建て替え前提で不動産投資をする際の注意点
マンションの建て替えを前提とした不動産投資は、大きなリターンが期待できる一方、いくつかのリスクも伴います。費用の負担や管理組合の協力体制、さらには建て替えが進まないといったさまざまなケースに備えておくことが重要です。
建て替え前提で不動産投資をする際に、注意すべき点を3つ紹介します。
費用負担を事前に確認しておく
マンションの建て替え時の費用負担は、収益性に大きく影響します。建て替え費用が、見込まれる利益を上回ってしまうと、損失の発生につながりかねません。建て替えの費用負担について、物件の購入前に確認しておきましょう。

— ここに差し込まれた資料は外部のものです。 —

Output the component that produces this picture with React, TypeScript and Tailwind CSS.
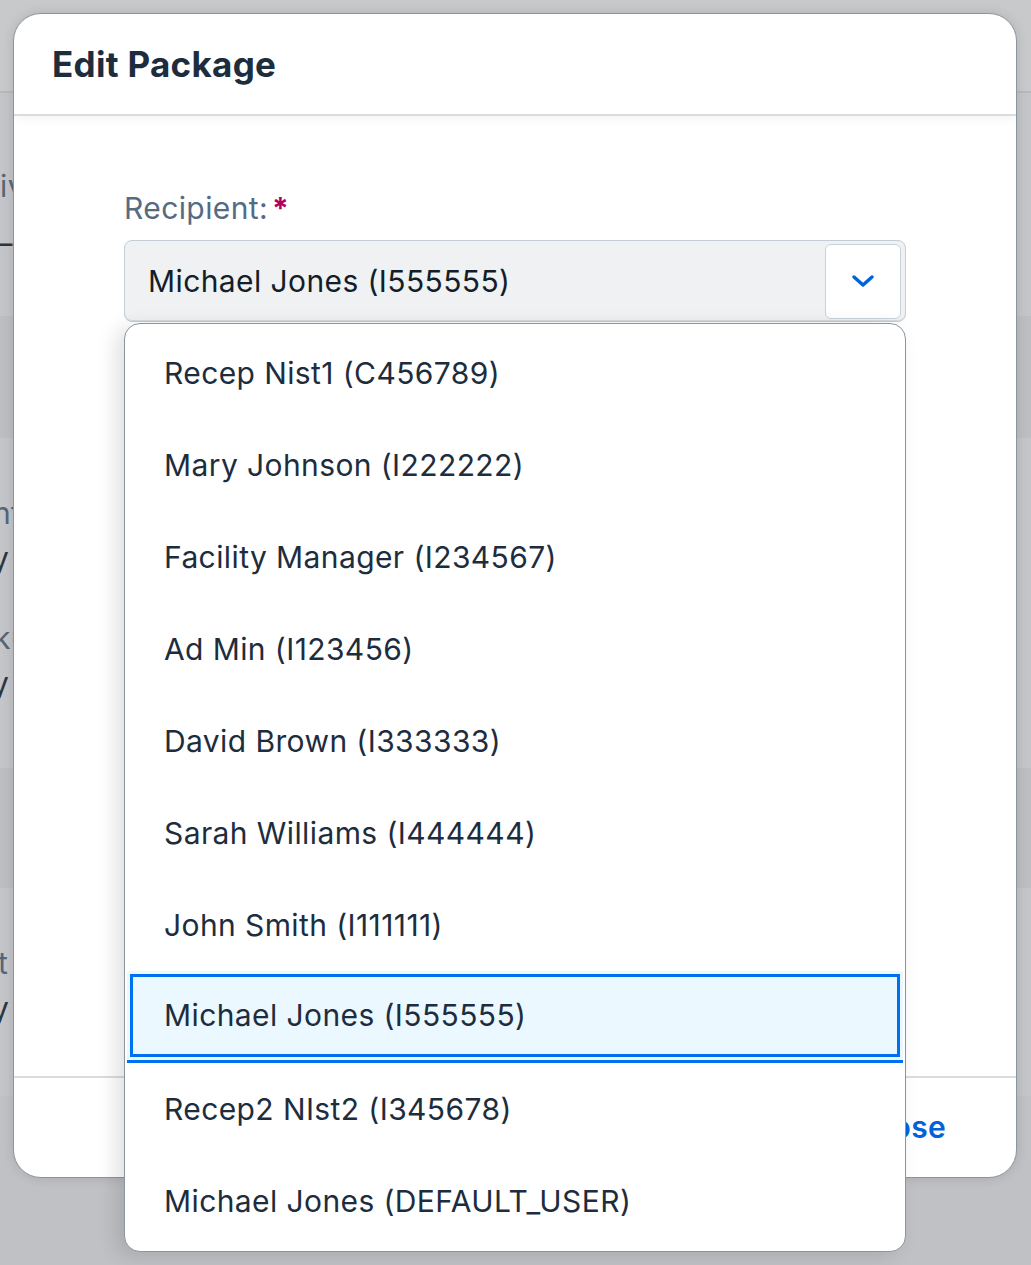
import React from "react";

const items = [
  "Recep Nist1 (C456789)",
  "Mary Johnson (I222222)",
  "Facility Manager (I234567)",
  "Ad Min (I123456)",
  "David Brown (I333333)",
  "Sarah Williams (I444444)",
  "John Smith (I111111)",
  "Michael Jones (I555555)",
  "Recep2 NIst2 (I345678)",
  "Michael Jones (DEFAULT_USER)",
];

const font = { fontFamily: 'Inter, "Noto Sans", sans-serif' };

export default function App() {
  return (
    <div className="relative w-[1031px] h-[1265px] overflow-hidden bg-[#c3c5c8]" style={font}>
      {/* dimmed background page */}
      <div className="flex flex-col w-full h-full text-[30px] leading-[36px] tracking-[0.4px]">
        <div className="h-[93px] bg-[#c8c9cb] border-b-2 border-[#b6b9bd]" />
        <div className="h-[223px] flex flex-col pt-[75px]">
          <div className="text-[#566678] whitespace-nowrap">ivery</div>
          <div className="text-[#2c3641] mt-[21px] ml-[-18px] whitespace-nowrap">——</div>
        </div>
        <div className="h-[122px] bg-[#bcbec1]" />
        <div className="h-[330px] flex flex-col pt-[57px]">
          <div className="text-[#566678] whitespace-nowrap ml-[-7px]">nfirmed</div>
          <div className="text-[#2c3641] mt-[9px] ml-[-8px] whitespace-nowrap">y</div>
          <div className="text-[#566678] mt-[44px] ml-[-6px] whitespace-nowrap">kup</div>
          <div className="text-[#2c3641] mt-[9px] ml-[-8px] whitespace-nowrap">y</div>
        </div>
        <div className="h-[120px] bg-[#bcbec1]" />
        <div className="h-[208px] flex flex-col pt-[57px]">
          <div className="text-[#566678] whitespace-nowrap ml-[-2px]">t</div>
          <div className="text-[#2c3641] mt-[9px] ml-[-8px] whitespace-nowrap">y</div>
        </div>
        <div className="flex-1 bg-[#bfc1c4]" />
      </div>

      {/* modal */}
      <div className="absolute left-[13px] top-[13px] w-[1004px] h-[1165px] rounded-[28px] border border-[#8a95a2] bg-white flex flex-col overflow-hidden shadow-[0_0_12px_rgba(0,0,0,0.12)]">
        <div className="h-[102px] shrink-0 border-b-2 border-[#dadcdf] px-[38px] flex items-center shadow-[0_4px_8px_rgba(0,0,0,0.04)]">
          <h1 className="text-[35px] font-bold text-[#1d2d3e] tracking-[0.3px]">Edit Package</h1>
        </div>
        <div className="flex-1 px-[110px] pt-[72px]">
          <div className="flex items-center gap-[4px] text-[30px] leading-[40px] tracking-[0.4px] text-[#556b82]">
            <span>Recipient:</span>
            <span className="text-[#b3005f] font-bold">*</span>
          </div>
          <div className="mt-[12px] h-[82px] rounded-[8px] border border-[#c4ccd5] bg-[#eff1f2] flex items-center pl-[23px] pr-[4px] shadow-[inset_0_-1px_0_#d5dadf]">
            <span className="flex-1 text-[30px] tracking-[0.4px] text-[#131e29]">Michael Jones (I555555)</span>
            <div className="w-[76px] h-[75px] rounded-[6px] border border-[#c9d1da] bg-white flex items-center justify-center">
              <svg width="24" height="16" viewBox="0 0 24 16">
                <path d="M3 4 L12 12 L21 4" fill="none" stroke="#0064d9" strokeWidth="3.5" strokeLinecap="round" strokeLinejoin="round" />
              </svg>
            </div>
          </div>
        </div>
        <div className="h-[101px] shrink-0 border-t-2 border-[#dadcdf] flex items-center justify-end pr-[70px]">
          <span className="text-[30px] font-semibold tracking-[0.3px] text-[#0064d9]">Close</span>
        </div>
      </div>

      {/* dropdown popover */}
      <div className="absolute left-[124px] top-[323px] w-[782px] h-[929px] rounded-[16px] border border-[#8a95a2] bg-white px-[2px] pt-[3px] shadow-[-8px_4px_20px_rgba(0,0,0,0.12)] text-[30px] tracking-[0.4px] text-[#1d2d3e]">
        {items.map((t, i) =>
          i === 7 ? (
            <div key={i} className="h-[92px] bg-[#ebf8ff] p-[3px] border-b-[3px] border-[#0070f2]">
              <div className="h-full border-[3px] border-[#0070f2] flex items-center pl-[31px]">
                {t}
              </div>
            </div>
          ) : (
            <div key={i} className="h-[92px] flex items-center pl-[37px]">
              {t}
            </div>
          )
        )}
      </div>
    </div>
  );
}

また、費用の分担方法も確認しておくべきポイントです。専有部分の広さに応じた負担割合や、住戸ごとに特別な費用が発生する場合もあります。購入先の不動産会社に依頼して、可能な限り事前に情報収集をしておくことが大切です。
管理組合の状況を確認しておく
管理組合の運営状況についても、できるだけ事前に情報収集しておきましょう。マンションの建て替えには、区分所有者5分の4以上の賛成が必要です。管理組合が機能していない場合、建て替え計画の合意形成が難航するおそれがあります。

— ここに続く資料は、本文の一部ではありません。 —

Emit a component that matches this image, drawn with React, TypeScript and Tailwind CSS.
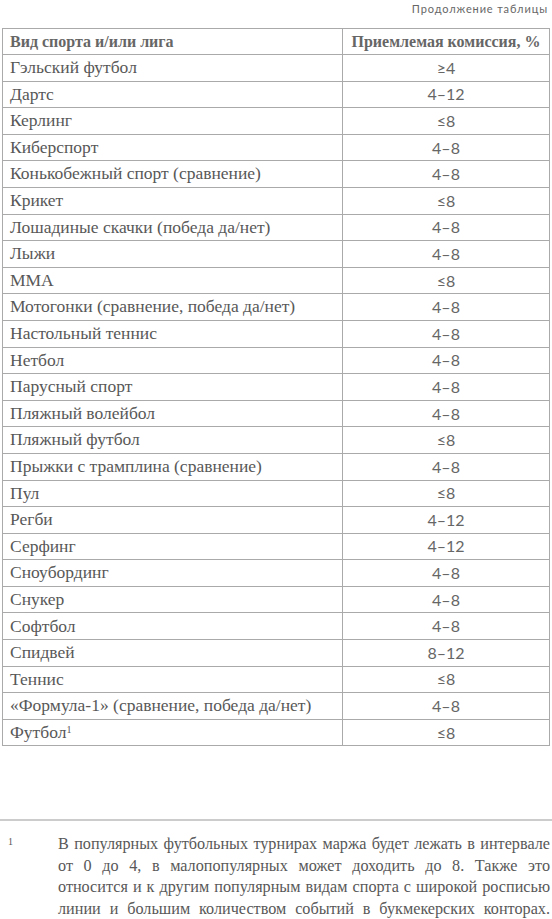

管理組合の議事録や過去の決議内容を確認し、建て替え事業が問題なく進むかどうかを見極めましょう。建て替え計画があっても管理組合で決議が取れないケースは少なくないため、慎重に判断することが大切です。
万が一建て替えられない場合も想定しておく
建て替えを前提に不動産投資する際には、万が一建て替えが実現しない場合のリスクも考慮しておくことが重要です。建て替え計画がすでにあっても、思うように進むとは限りません。区分所有者の合意形成や資金の問題といったさまざまな理由から、建て替え計画が頓挫してしまうケースもあります。
現状を維持した場合の利回りを想定して、建て替えられなかった場合の運用期間や売却タイミングもシミュレーションしておきましょう。また、許容できる損失額も試算し、想定外の状況になったら素早く売却の判断をしてください。
【まとめ】マンションの建て替えで儲けるためには情報収集が重要
マンションの建て替えで儲けるためには、あらゆる情報を可能な限り収集して投資判断をすることが大切です。建て替え計画の有無や実現性、費用負担、地域の将来性など、必要な情報は多岐にわたります。
ただし、投資判断に必要な情報を、すべて個人で集めることは不可能です。信頼のおける不動産会社に相談しながら、納得のいく投資先を探すことで成功確率が高まるでしょう。